Exercise requirements =
Your task is to reproduce, verbatim and without pictures, the lines from the opening of the listing through the line containing "const R = 105.5".
** begin Supplied data **
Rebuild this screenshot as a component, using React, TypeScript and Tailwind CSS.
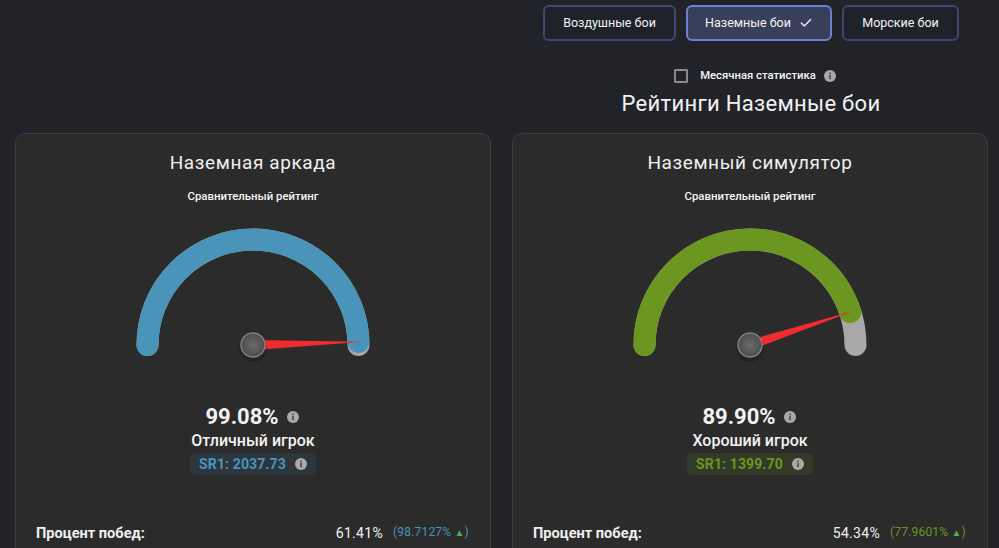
import { Check } from "lucide-react"

interface ModeCardProps {
    title: string
    percent: number
    rank: string
    sr: string
    winRate: string
    winPercentile: string
    color: string
    textColor: string
    pillColor: string
}

const CX = 130
const CY = 122
const R = 105.5

function polar(fraction: number, radius: number) {
    const angle = Math.PI * (1 - fraction)
    return { x: CX + radius * Math.cos(angle), y: CY - radius * Math.sin(angle) }
}

function InfoIcon({ size = 12 }: { size?: number }) {
    return (
        <svg width={size} height={size} viewBox="0 0 12 12" className="shrink-0">
            <circle cx="6" cy="6" r="6" fill="#a9a9a9" />
            <rect x="5" y="5" width="2" height="4.2" fill="#5a5a5a" />
            <rect x="5" y="2.6" width="2" height="1.6" fill="#5a5a5a" />
        </svg>
    )
}

function Gauge({ percent, color }: { percent: number; color: string }) {
    const start = polar(0, R)
    const end = polar(1, R)
    const value = polar(percent / 100, R)
    const tip = polar(percent / 100, 111)
    // needle base sits under the hub, perpendicular to the needle direction
    const dx = tip.x - CX
    const dy = tip.y - CY
    const len = Math.hypot(dx, dy)
    const nx = (-dy / len) * 5
    const ny = (dx / len) * 5

    return (
        <svg width="260" height="150" viewBox="0 0 260 150" className="block">
            <defs>
                <radialGradient id={`hub-${percent}`}>
                    <stop offset="0%" stopColor="#6b6b6b" />
                    <stop offset="100%" stopColor="#4c4c4c" />
                </radialGradient>
            </defs>
            <path
                d={`M ${start.x} ${start.y} A ${R} ${R} 0 0 1 ${end.x} ${end.y}`}
                fill="none"
                stroke="#a8a8a8"
                strokeWidth="22"
                strokeLinecap="round"
            />
            <path
                d={`M ${start.x} ${start.y} A ${R} ${R} 0 0 1 ${value.x} ${value.y}`}
                fill="none"
                stroke={color}
                strokeWidth="22"
                strokeLinecap="round"
            />
            <polygon
                points={`${CX + nx},${CY + ny} ${CX - nx},${CY - ny} ${tip.x},${tip.y}`}
                fill="#f12b30"
            />
            <circle cx={CX} cy={CY + 3} r="14" fill="#000" opacity="0.18" />
            <circle cx={CX} cy={CY} r="12" fill={`url(#hub-${percent})`} stroke="#808080" strokeWidth="1.5" />
        </svg>
    )
}

function ModeCard({ title, percent, rank, sr, winRate, winPercentile, color, textColor, pillColor }: ModeCardProps) {
    return (
        <div className="h-[480px] rounded-t-[10px] border border-[#3c3d3d] bg-[#2b2b2b] pt-[15px]">
            <h2 className="text-center text-[19px] leading-[28px] tracking-[0.6px] text-[#f0f0f0]">{title}</h2>
            <p className="mt-[11px] text-center text-[11.4px] leading-[16px] font-medium text-[#f5f5f5]">
                Сравнительный рейтинг
            </p>
            <div className="mt-[19px] flex justify-center">
                <Gauge percent={percent} color={color} />
            </div>
            <div className="mt-[31px] flex flex-col items-center">
                <div className="flex items-center gap-[8px] pr-[2px]">
                    <span className="text-[22px] leading-[26px] font-bold text-[#f2f2f2]">{percent.toFixed(2)}%</span>
                    <InfoIcon />
                </div>
                <div className="mt-[1px] text-[16px] leading-[20px] font-medium text-[#f2f2f2]">{rank}</div>
                <div className={`mt-[2px] flex h-[22px] w-[126px] items-center justify-center gap-[9px] rounded-[5px] ${pillColor}`}>
                    <span className={`text-[14px] leading-[20px] font-bold tracking-[0.12px] ${textColor}`}>SR1: {sr}</span>
                    <InfoIcon />
                </div>
            </div>
            <div className="mt-[47px] flex items-center justify-between pr-[21px] pl-[20px]">
                <span className="text-[14.6px] leading-[20px] font-bold text-[#f0f0f0]">Процент побед:</span>
                <div className="flex items-center gap-[10px]">
                    <span className="text-[14px] leading-[20px] tracking-[0.3px] text-[#f2f2f2]">{winRate}</span>
                    <span className={`text-[12px] leading-[20px] tracking-[0.2px] ${textColor}`}>
                        ({winPercentile} <span className="text-[10px] text-[#4caf50]">▲</span>)
                    </span>
                </div>
            </div>
        </div>
    )
}

export default function App() {
    return (
        <div className="h-[548px] w-[999px] overflow-hidden bg-[#212329] font-['Roboto',sans-serif]">
            <div className="grid grid-cols-2 gap-x-[21px] pr-[11px] pl-[15px]">
                <div />
                <div className="flex flex-col items-center pt-[5px]">
                    <div className="flex gap-[10px] pl-[2px]">
                        <button
                            type="button"
                            className="h-[36px] w-[133px] rounded-[6px] border-2 border-[#3f4670] bg-[#1f2229] text-[12.5px] text-[#f2f2f2]"
                        >
                            Воздушные бои
                        </button>
                        <button
                            type="button"
                            className="flex h-[36px] w-[146px] items-center justify-center gap-[8px] rounded-[6px] border-2 border-[#6d7fd0] bg-[#383f5a] text-[12.5px] text-[#f2f2f2]"
                        >
                            Наземные бои
                            <Check size={14} strokeWidth={2.25} />
                        </button>
                        <button
                            type="button"
                            className="h-[36px] w-[117px] rounded-[6px] border-2 border-[#3f4670] bg-[#1f2229] text-[12.5px] text-[#f2f2f2]"
                        >
                            Морские бои
                        </button>
                    </div>
                    <div className="mt-[28px] ml-[10px] flex h-[14px] items-center">
                        <span className="h-[14px] w-[14px] rounded-[1px] border-2 border-[#8a8a8a]" />
                        <span className="ml-[12px] text-[11.3px] font-medium text-[#f5f5f5]">Месячная статистика</span>
                        <span className="ml-[8px]">
                            <InfoIcon />
                        </span>
                    </div>
                    <h1 className="mt-[6px] pl-[2px] text-[22px] leading-[30px] tracking-[0.3px] text-[#f2f2f2]">
                        Рейтинги Наземные бои
                    </h1>
                </div>
            </div>
            <div className="mt-[14px] grid grid-cols-2 gap-x-[21px] pr-[11px] pl-[15px]">
                <ModeCard
                    title="Наземная аркада"
                    percent={99.08}
                    rank="Отличный игрок"
                    sr="2037.73"
                    winRate="61.41%"
                    winPercentile="98.7127%"
                    color="#4a94b9"
                    textColor="text-[#4a94b9]"
                    pillColor="bg-[#2c373d]"
                />
                <ModeCard
                    title="Наземный симулятор"
                    percent={89.9}
                    rank="Хороший игрок"
                    sr="1399.70"
                    winRate="54.34%"
                    winPercentile="77.9601%"
                    color="#6b961f"
                    textColor="text-[#6b961f]"
                    pillColor="bg-[#333a27]"
                />
            </div>
        </div>
    )
}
** end Supplied data **
Finished exercise =
Rebuild this screenshot as a component, using React, TypeScript and Tailwind CSS.
import { Check } from "lucide-react"

interface ModeCardProps {
    title: string
    percent: number
    rank: string
    sr: string
    winRate: string
    winPercentile: string
    color: string
    textColor: string
    pillColor: string
}

const CX = 130
const CY = 122
const R = 105.5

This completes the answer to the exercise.